I never imagined myself to be an oral historian, although Professor Stanton always made it sound devilishly interesting. He told of folk festivals and cowboy coffee and remote places in Nevada; I was, and still am, enthralled by the wild Wild West.

 

Here I am now, an oral historian in North Carolina, which is not quite the wild west, but still a new environment to me. I love oral history, despite the days that cause me to complain. I would never have guessed that I’d somehow become an “expert” on a remote Carolina estate of the Rockefeller family. Every detail has seeped into my brain; 1.5 years of studying something will have that effect, I suppose.

 

Today I’m reading through the gigantic binder of interview quotes that I have organized into topics, according to the research design goals. And as I read these, I can hear the voices of these people, imagine their faces and the scenes they describe, and I just can’t help but smile with them as my love of Overhills beams. I have fallen in love with their stories.

 

Oral history invites me into the lives of these people; not only do I know the forty or so people I have interviewed, but I know everyone they mention in the interview. I hear their childhood memories, loves, regrets, and random anecdotes. And before we’ve finished, they point me in the direction of an Overhills friend who also has a story to share.
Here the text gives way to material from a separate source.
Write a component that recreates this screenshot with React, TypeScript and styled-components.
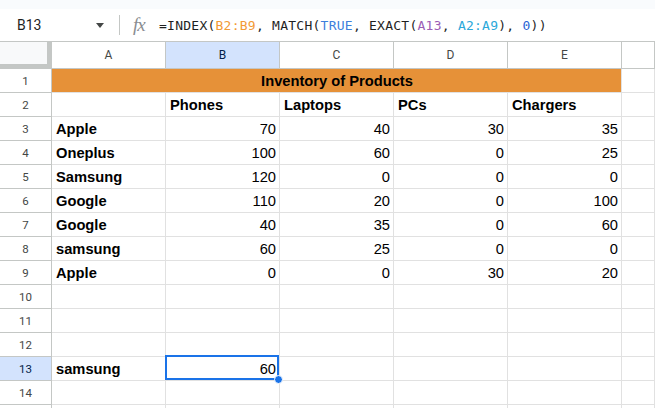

It is a relationship building profession and of a truly unique nature.

 

Overhills is a unique place; oral history has the power to bring that out in every place. Everywhere you go holds a story to tell and a cast of characters and a setting. The history of who we are and how we got to where we are is embedded in the tales that people tell. And sure, oral history is just that – a story. But so is everything else, whether a newspaper article that didn’t quite get all the facts correct or an older written history that hadn’t solved a mystery. Oral history is powerful and important; it serves to capture a fleeting story, one that will eventually be lost for one reason or another. These are the stories not in documents. These are the stories that talk about daily life and how we lived. These are the stories of the common man and sometimes the uncommon man.

 

I had always figured that I’d be more in the mainstream of preservation, rather than in a tangential field like oral history, which connects to anthropology – the class (not the subject) I least enjoyed in college. But, I wouldn’t have it any other way. Being an oral historian (or at least doing my best to be one and collecting the oral histories) is an honor. I will never forget these people, their voices, and this place called Overhills.